San Juan Pablo II: La llegada del reino de Dios en el mundo
2. Con el Evangelio del Reino, Cristo se remite a las Escrituras sagradas que, con la imagen de un rey, celebran el señorío de Dios sobre el cosmos y sobre la historia. Así leemos en el Salterio: «Decid a los pueblos: «El Señor es rey; él afianzó el orbe, y no se moverá; él gobierna a los pueblos rectamente»» (Sal 96, 10). Por consiguiente, el Reino es la acción eficaz, pero misteriosa, que Dios lleva a cabo en el universo y en el entramado de las vicisitudes humanas. Vence las resistencias del mal con paciencia, no con prepotencia y de forma clamorosa.
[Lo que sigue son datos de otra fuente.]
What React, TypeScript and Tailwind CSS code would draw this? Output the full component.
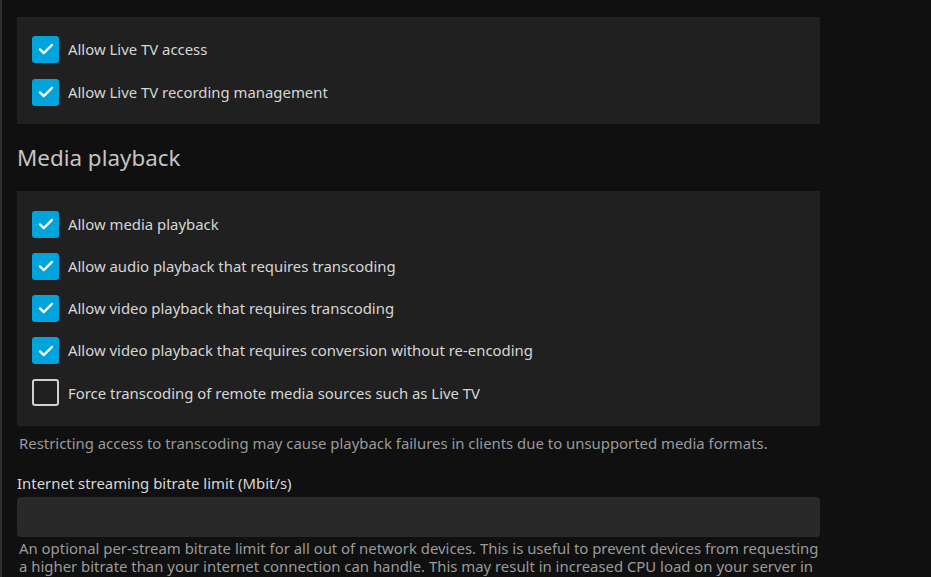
import React from "react";

type Opt = { label: string; checked: boolean };

const liveTv: Opt[] = [
  { label: "Allow Live TV access", checked: true },
  { label: "Allow Live TV recording management", checked: true },
];

const playback: Opt[] = [
  { label: "Allow media playback", checked: true },
  { label: "Allow audio playback that requires transcoding", checked: true },
  { label: "Allow video playback that requires transcoding", checked: true },
  { label: "Allow video playback that requires conversion without re-encoding", checked: true },
  { label: "Force transcoding of remote media sources such as Live TV", checked: false },
];

export default function App() {
  return (
    <div
      className="h-[577px] w-[931px] overflow-hidden bg-[#101010] border-l-2 border-[#2e2e2e] text-[14.9px]"
      style={{ fontFamily: '"Noto Sans", sans-serif' }}
    >
      <div className="w-[803px] ml-[15px] pt-[17px]">
        <Panel items={liveTv} className="py-[10.5px]" rowClass="h-[43px]" />

        <h2 className="mt-[17px] h-[34px] leading-[34px] text-[22.4px] text-[#c4c4c4]">Media playback</h2>

        <Panel items={playback} className="mt-[16px] py-[12px]" rowClass="h-[42.2px]" />

        <p className="mt-[7px] px-[2px] leading-[20px] text-[14.9px] text-[#9a9a9a]">
          Restricting access to transcoding may cause playback failures in clients due to unsupported media formats.
        </p>

        <label className="block mt-[20px] leading-[20px] text-[#d8d8d8]">
          Internet streaming bitrate limit (Mbit/s)
        </label>
        <input
          type="text"
          className="mt-[4px] block h-[40px] w-full rounded-[4px] bg-[#292929] outline-none"
        />
        <p className="mt-[2px] px-[2px] leading-[18.5px] text-[14.9px] text-[#9a9a9a] whitespace-nowrap">
          An optional per-stream bitrate limit for all out of network devices. This is useful to prevent devices from requesting
          <br />
          a higher bitrate than your internet connection can handle. This may result in increased CPU load on your server in
          <br />
          order to transcode videos on the fly to a lower bitrate.
        </p>
      </div>
    </div>
  );
}

function Panel({ items, className, rowClass }: { items: Opt[]; className?: string; rowClass: string }) {
  return (
    <div className={`bg-[#202020] px-[15px] ${className ?? ""}`}>
      {items.map((o) => (
        <div key={o.label} className={`flex items-center ${rowClass}`}>
          <Check checked={o.checked} />
          <span className="ml-[9px] text-[#d6d6d6]">{o.label}</span>
        </div>
      ))}
    </div>
  );
}

function Check({ checked }: { checked: boolean }) {
  if (!checked) {
    return <span className="block h-[27px] w-[27px] rounded-[3px] border-2 border-[#d0d0d0]" />;
  }
  return (
    <span className="flex h-[27px] w-[27px] items-center justify-center rounded-[3px] bg-[#00a4dc]">
      <svg width="18" height="18" viewBox="0 0 24 24" fill="none">
        <path d="M4 12.5l5 5L20 6.5" stroke="#fff" strokeWidth="3" strokeLinecap="round" strokeLinejoin="round" />
      </svg>
    </span>
  );
}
Por eso, Jesús compara el Reino con el grano de mostaza, la más pequeña de todas las semillas, pero destinada a convertirse en un árbol frondoso (cf. Mt 13, 31-32), o con la semilla que un hombre echa en la tierra: «duerma o se levante, de noche o de día, el grano brota y crece, sin que él sepa cómo» (Mc 4, 27). El Reino es gracia, amor de Dios al mundo, para nosotros fuente de serenidad y confianza: «No temas, pequeño rebaño -dice Jesús-, porque a vuestro Padre le ha parecido bien daros a vosotros el Reino» (Lc 12, 32). Los temores, los afanes y las angustias desaparecen, porque el reino de Dios está en medio de nosotros en la persona de Cristo (cf. Lc 17, 21).
3. Con todo, el hombre no es un testigo inerte del ingreso de Dios en la historia. Jesús nos invita a «buscar» activamente «el reino de Dios y su justicia» y a considerar esta búsqueda como nuestra preocupación principal (cf. Mt 6, 33). A los que «creían que el reino de Dios aparecería de un momento a otro» (Lc 19, 11), les recomienda una actitud activa en vez de una espera pasiva, contándoles la parábola de las diez minas encomendadas para hacerlas fructificar (cf. Lc 19, 12-27). Por su parte, el apóstol san Pablo declara que «el reino de Dios no es cuestión de comida o bebida, sino -ante todo- de justicia» (Rm 14, 17) e insta a los fieles a poner sus miembros al servicio de la justicia con vistas a la santificación (cf. Rm 6, 13. 19).
Así pues, la persona humana está llamada a cooperar con sus manos, su mente y su corazón al establecimiento del reino de Dios en el mundo. Esto es verdad de manera especial con respecto a los que están llamados al apostolado y que son, como dice san Pablo, «cooperadores del reino de Dios» (Col 4, 11), pero también es verdad con respecto a toda persona humana.
5. Así pues, todos los justos de la tierra, incluso los que no conocen a Cristo y a su Iglesia, y que, bajo el influjo de la gracia, buscan a Dios con corazón sincero (cf. Lumen gentium, 16), están llamados a edificar el reino de Dios, colaborando con el Señor, que es su artífice primero y decisivo. Por eso, debemos ponernos en sus manos, confiar en su palabra y dejarnos guiar por él como niños inexpertos que sólo en el Padre encuentran la seguridad: «El que no reciba el reino de Dios como niño -dijo Jesús-, no entrará en él» (Lc 18, 17).
Con este espíritu debemos hacer nuestra la invocación: «¡Venga tu reino!». En la historia de la humanidad esta invocación se ha elevado innumerables veces al cielo como un gran anhelo de esperanza: «¡Venga a nosotros la paz de tu reino!», exclama Dante en su paráfrasis del Padrenuestro (Purgatorio XI, 7). Esa invocación nos impulsa a dirigir nuestra mirada al regreso de Cristo y alimenta el deseo de la venida final del reino de Dios. Sin embargo, este deseo no impide a la Iglesia cumplir su misión en este mundo; al contrario, la compromete aún más (cf. Catecismo de la Iglesia católica, n. 2818), a la espera de poder cruzar el umbral del Reino, del que la Iglesia es germen e inicio (cf. Lumen gentium, 5), cuando llegue al mundo en plenitud. Entonces, como nos asegura san Pedro en su segunda carta, «se os dará amplia entrada en el reino eterno de nuestro Señor y Salvador Jesucristo» (2 P 1, 11).